The province's COVID-19 reproductive number, which is an average of how many additional infections are generated by each new case, has also surpassed one.

"What that means is that there's potential for rapid growth if we're not careful," Henry said.

"This tells us that every person, on average, who's infected is spreading to more than one other person. This is something we need to watch."

Earlier this month, health officials announced an indefinite extension of the province-wide ban on social gatherings and events, citing, in part, growing concerns around the spread of COVID-19 variants.

At the time, Henry indicated the tough-but-temporary restrictions could be relaxed at the end of February, but only if B.C. could successfully manage its caseload.

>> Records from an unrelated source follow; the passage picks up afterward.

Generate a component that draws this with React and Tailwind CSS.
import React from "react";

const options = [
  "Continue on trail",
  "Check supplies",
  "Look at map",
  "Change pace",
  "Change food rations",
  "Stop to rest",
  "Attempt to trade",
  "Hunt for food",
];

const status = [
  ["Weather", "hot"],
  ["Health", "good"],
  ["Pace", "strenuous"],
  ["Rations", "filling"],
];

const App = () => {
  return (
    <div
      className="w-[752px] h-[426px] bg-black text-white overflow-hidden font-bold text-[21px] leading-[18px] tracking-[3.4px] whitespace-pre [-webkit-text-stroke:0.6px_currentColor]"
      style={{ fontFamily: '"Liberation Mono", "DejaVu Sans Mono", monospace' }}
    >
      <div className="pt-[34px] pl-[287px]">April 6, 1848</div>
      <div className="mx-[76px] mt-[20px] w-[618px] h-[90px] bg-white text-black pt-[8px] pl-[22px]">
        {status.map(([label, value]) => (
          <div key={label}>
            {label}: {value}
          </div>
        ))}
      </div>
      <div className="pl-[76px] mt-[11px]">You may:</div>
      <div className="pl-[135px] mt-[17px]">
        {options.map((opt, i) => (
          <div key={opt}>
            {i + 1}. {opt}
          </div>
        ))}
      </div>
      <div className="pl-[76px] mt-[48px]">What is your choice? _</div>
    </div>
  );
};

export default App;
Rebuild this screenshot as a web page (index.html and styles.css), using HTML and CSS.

"We're all keen to get to that point where we can safely spend time with more of our family and our friends, when we can travel, at least within B.C., and resume some of those things that we have all put on hold for these long winter months," Henry said Thursday.

The provincial health officer said the government is now "looking ahead into March" for when some of those restrictions might be eased, including the ban on in-person religious services.

B.C.'s number of active cases has also increased since restrictions were extended at the beginning of the month, though hospitalizations have dropped from 253 down to 228.

There are also fewer deaths being recorded on average, and the number of outbreaks in long-term care homes and assisted living facilities has been steadily dropping. Health officials have credited that development to the widespread vaccination of seniors in care.